With so much wasted space on the NetApp side it is confusing to me why they don’t just use RAID 1 (I think the answer is they don’t support it).
Benefits from cache
The NetApp system is able to leverage it’s terabyte of flash cache to accelerate what is otherwise a slower set of 10k RPM disks, which is nice for them.
They also certainly have much faster CPUs, and more than double the data cache (3PAR’s architecture isolates data cache from the operating system, so I am not sure how much memory on the NetApp side is actually used for data cache vs operating system/meta data etc). 3PAR by contrast has their proprietary ASIC which is responsible for most of the magic when it comes to data processing on their systems.

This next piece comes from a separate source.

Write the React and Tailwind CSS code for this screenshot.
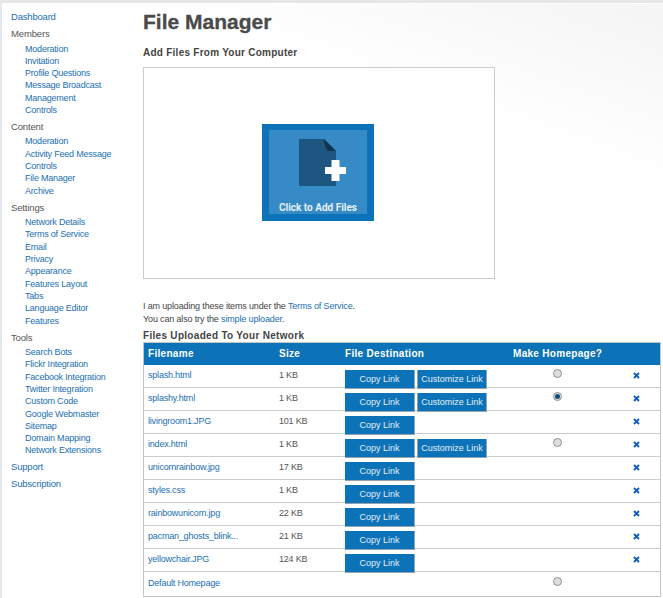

3PAR does not have any flash cache capabilities so they do require (in this comparison) double the spindle count to achieve the same performance results. Obviously in a newer system configuration 3PAR would likely configure a system with SSDs and sub LUN auto tiering to compensate for the lack of a flash based cache. This does not completely completely compensate however, and of course I have been hounding 3PAR and HP for at least four years now to develop some sort of cache technology that leverages flash. They announced SmartCache in December 2012 (host-based SSD caching for Gen8 servers) however 3PAR integration has yet to materialize.
However keep in mind the NetApp flash cache only accelerates reads. If you have a workload like mine which is 90%+ write the flash cache doesn’t help.
Conclusion
NetApp certainly makes good systems, they offer a lot of features, and have respectable performance. The systems are very very flexible and they have a very unified product line up (same software runs across the board).
For me personally after seeing results like this I feel continually reassured that the 3PAR architecture was the right choice for my systems vs NetApp (or other 3 letter storage companies). But not everyone’s priorities are the same. I give NetApp props for continuing to support SPC-1 and being public with their numbers. Maybe some day these flashy storage startups will submit SPC-1 results…….not holding my breath though.